>> BEGIN
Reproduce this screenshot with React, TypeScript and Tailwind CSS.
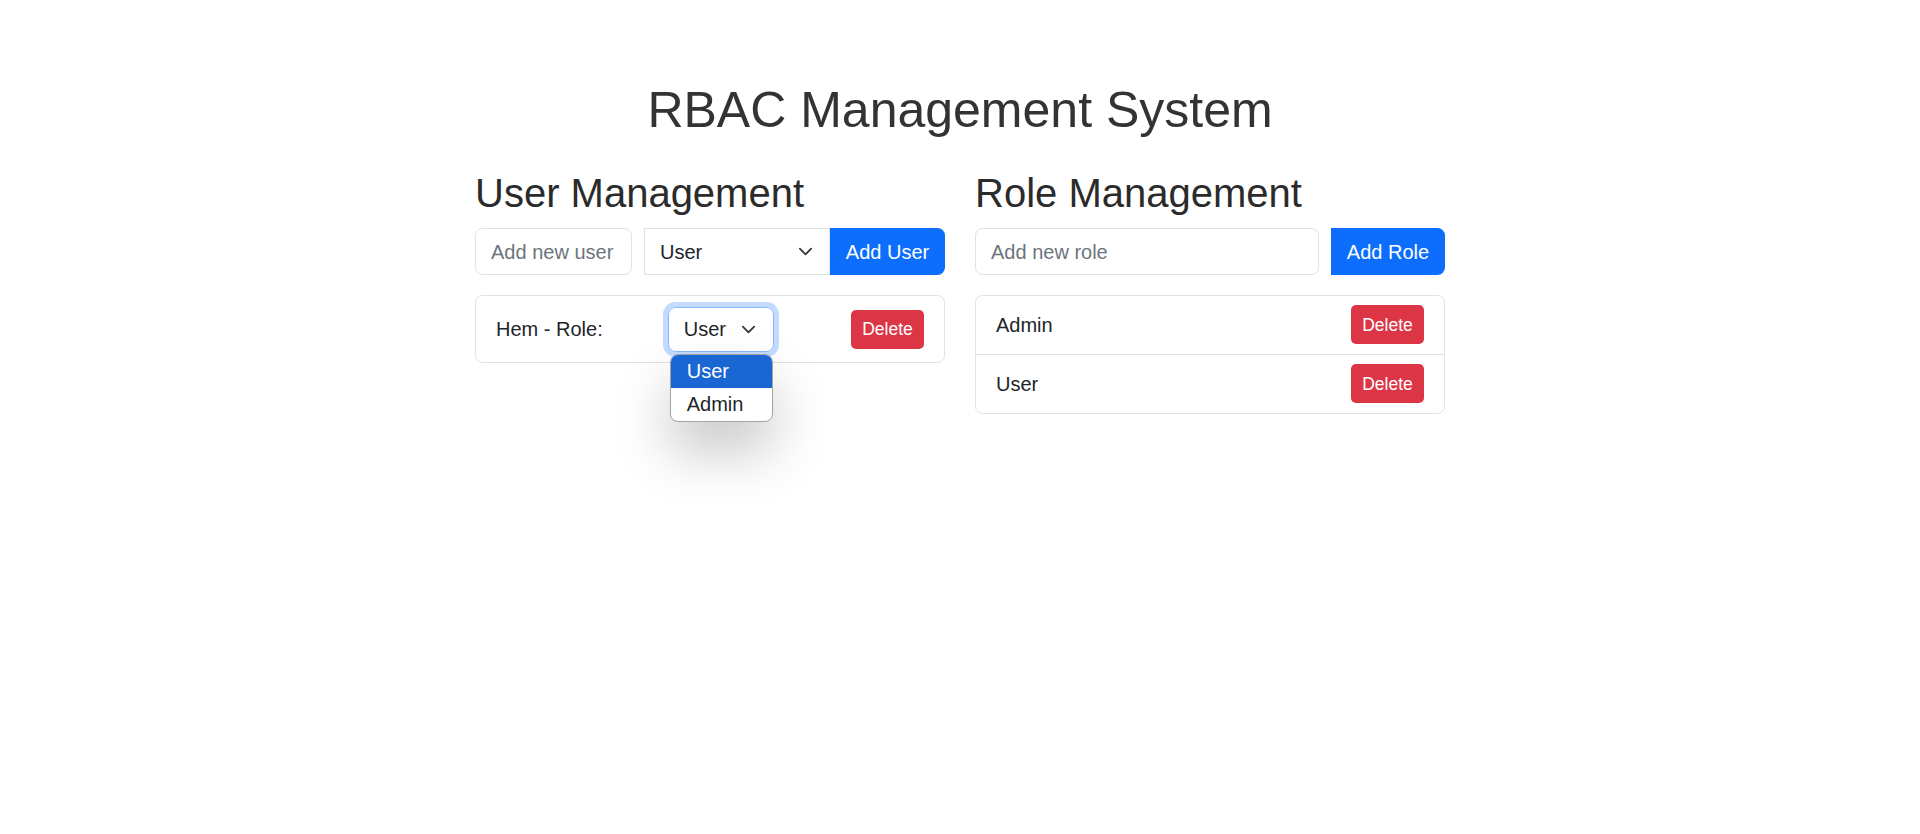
import React from "react"

function Chevron({ className = "" }: { className?: string }) {
  return (
    <svg width="15" height="15" viewBox="0 0 16 16" className={className}>
      <path d="m2 5 6 6 6-6" fill="none" stroke="#343a40" strokeWidth="2" strokeLinecap="round" strokeLinejoin="round" />
    </svg>
  )
}

function DeleteButton() {
  return (
    <button className="h-[39px] w-[73px] rounded-[5px] bg-[#dc3545] text-[17.5px] leading-[26px] text-white">
      Delete
    </button>
  )
}

export default function App() {
  const roles = ["Admin", "User"]

  return (
    <div className="min-h-screen bg-white font-['Liberation_Sans',Arial,sans-serif] text-[#212529]">
      <div className="mx-auto w-[970px] pt-[80px]">
        <h1 className="mb-[29px] text-center text-[50px] leading-[60px] text-[#333]">RBAC Management System</h1>

        <div className="grid grid-cols-2 gap-[30px]">
          {/* users */}
          <section>
            <h2 className="mb-[11px] text-[40px] leading-[48px] text-[#2b2b2b]">User Management</h2>
            <div className="flex h-[47px] text-[20px]">
              <div className="flex w-[157px] items-center rounded-[7.5px] border border-[#dee2e6] px-[15px] text-[#6c757d]">
                Add new user
              </div>
              <div className="ml-[12px] flex w-[186px] items-center justify-between border border-[#dee2e6] pl-[15px] pr-[16px]">
                <span>User</span>
                <Chevron />
              </div>
              <button className="w-[115px] rounded-r-[7.5px] bg-[#0d6efd] text-white">Add User</button>
            </div>

            <div className="mt-[20px] flex h-[68px] items-center rounded-[7.5px] border border-[#dee2e6] px-[20px] text-[20px]">
              <span>Hem - Role:</span>
              <div className="relative ml-[65px]">
                <div className="flex h-[45px] w-[106px] items-center justify-between rounded-[7.5px] border border-[#86b7fe] pl-[15px] pr-[17px] shadow-[0_0_0_5px_rgba(13,110,253,0.25)]">
                  <span>User</span>
                  <Chevron />
                </div>
                <ul className="absolute left-[2px] top-[47px] z-10 w-[103px] overflow-hidden rounded-[8px] border border-[#a3a3a3] bg-white shadow-[0_30px_55px_rgba(0,0,0,0.22)]">
                  <li className="flex h-[33px] items-center bg-[#1a67d3] pl-[16px] text-white">User</li>
                  <li className="flex h-[33px] items-center pl-[16px]">Admin</li>
                </ul>
              </div>
              <div className="ml-auto">
                <DeleteButton />
              </div>
            </div>
          </section>

          {/* roles */}
          <section>
            <h2 className="mb-[11px] text-[40px] leading-[48px] text-[#2b2b2b]">Role Management</h2>
            <div className="flex h-[47px] text-[20px]">
              <div className="flex flex-1 items-center rounded-[7.5px] border border-[#dee2e6] px-[15px] text-[#6c757d]">
                Add new role
              </div>
              <button className="ml-[12px] w-[114px] rounded-r-[7.5px] bg-[#0d6efd] text-white">Add Role</button>
            </div>

            <div className="mt-[20px] divide-y divide-[#dee2e6] rounded-[7.5px] border border-[#dee2e6] text-[20px]">
              {roles.map((r) => (
                <div key={r} className="flex h-[58.5px] items-center justify-between px-[20px]">
                  <span>{r}</span>
                  <DeleteButton />
                </div>
              ))}
            </div>
          </section>
        </div>
      </div>
    </div>
  )
}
>> END
* **Your instructions**
Every line of the material is to be quoted exactly, with no pictures carried over.

* **Task response**
Reproduce this screenshot with React, TypeScript and Tailwind CSS.
import React from "react"

function Chevron({ className = "" }: { className?: string }) {
  return (
    <svg width="15" height="15" viewBox="0 0 16 16" className={className}>
      <path d="m2 5 6 6 6-6" fill="none" stroke="#343a40" strokeWidth="2" strokeLinecap="round" strokeLinejoin="round" />
    </svg>
  )
}

function DeleteButton() {
  return (
    <button className="h-[39px] w-[73px] rounded-[5px] bg-[#dc3545] text-[17.5px] leading-[26px] text-white">
      Delete
    </button>
  )
}

export default function App() {
  const roles = ["Admin", "User"]

  return (
    <div className="min-h-screen bg-white font-['Liberation_Sans',Arial,sans-serif] text-[#212529]">
      <div className="mx-auto w-[970px] pt-[80px]">
        <h1 className="mb-[29px] text-center text-[50px] leading-[60px] text-[#333]">RBAC Management System</h1>

        <div className="grid grid-cols-2 gap-[30px]">
          {/* users */}
          <section>
            <h2 className="mb-[11px] text-[40px] leading-[48px] text-[#2b2b2b]">User Management</h2>
            <div className="flex h-[47px] text-[20px]">
              <div className="flex w-[157px] items-center rounded-[7.5px] border border-[#dee2e6] px-[15px] text-[#6c757d]">
                Add new user
              </div>
              <div className="ml-[12px] flex w-[186px] items-center justify-between border border-[#dee2e6] pl-[15px] pr-[16px]">
                <span>User</span>
                <Chevron />
              </div>
              <button className="w-[115px] rounded-r-[7.5px] bg-[#0d6efd] text-white">Add User</button>
            </div>

            <div className="mt-[20px] flex h-[68px] items-center rounded-[7.5px] border border-[#dee2e6] px-[20px] text-[20px]">
              <span>Hem - Role:</span>
              <div className="relative ml-[65px]">
                <div className="flex h-[45px] w-[106px] items-center justify-between rounded-[7.5px] border border-[#86b7fe] pl-[15px] pr-[17px] shadow-[0_0_0_5px_rgba(13,110,253,0.25)]">
                  <span>User</span>
                  <Chevron />
                </div>
                <ul className="absolute left-[2px] top-[47px] z-10 w-[103px] overflow-hidden rounded-[8px] border border-[#a3a3a3] bg-white shadow-[0_30px_55px_rgba(0,0,0,0.22)]">
                  <li className="flex h-[33px] items-center bg-[#1a67d3] pl-[16px] text-white">User</li>
                  <li className="flex h-[33px] items-center pl-[16px]">Admin</li>
                </ul>
              </div>
              <div className="ml-auto">
                <DeleteButton />
              </div>
            </div>
          </section>

          {/* roles */}
          <section>
            <h2 className="mb-[11px] text-[40px] leading-[48px] text-[#2b2b2b]">Role Management</h2>
            <div className="flex h-[47px] text-[20px]">
              <div className="flex flex-1 items-center rounded-[7.5px] border border-[#dee2e6] px-[15px] text-[#6c757d]">
                Add new role
              </div>
              <button className="ml-[12px] w-[114px] rounded-r-[7.5px] bg-[#0d6efd] text-white">Add Role</button>
            </div>

            <div className="mt-[20px] divide-y divide-[#dee2e6] rounded-[7.5px] border border-[#dee2e6] text-[20px]">
              {roles.map((r) => (
                <div key={r} className="flex h-[58.5px] items-center justify-between px-[20px]">
                  <span>{r}</span>
                  <DeleteButton />
                </div>
              ))}
            </div>
          </section>
        </div>
      </div>
    </div>
  )
}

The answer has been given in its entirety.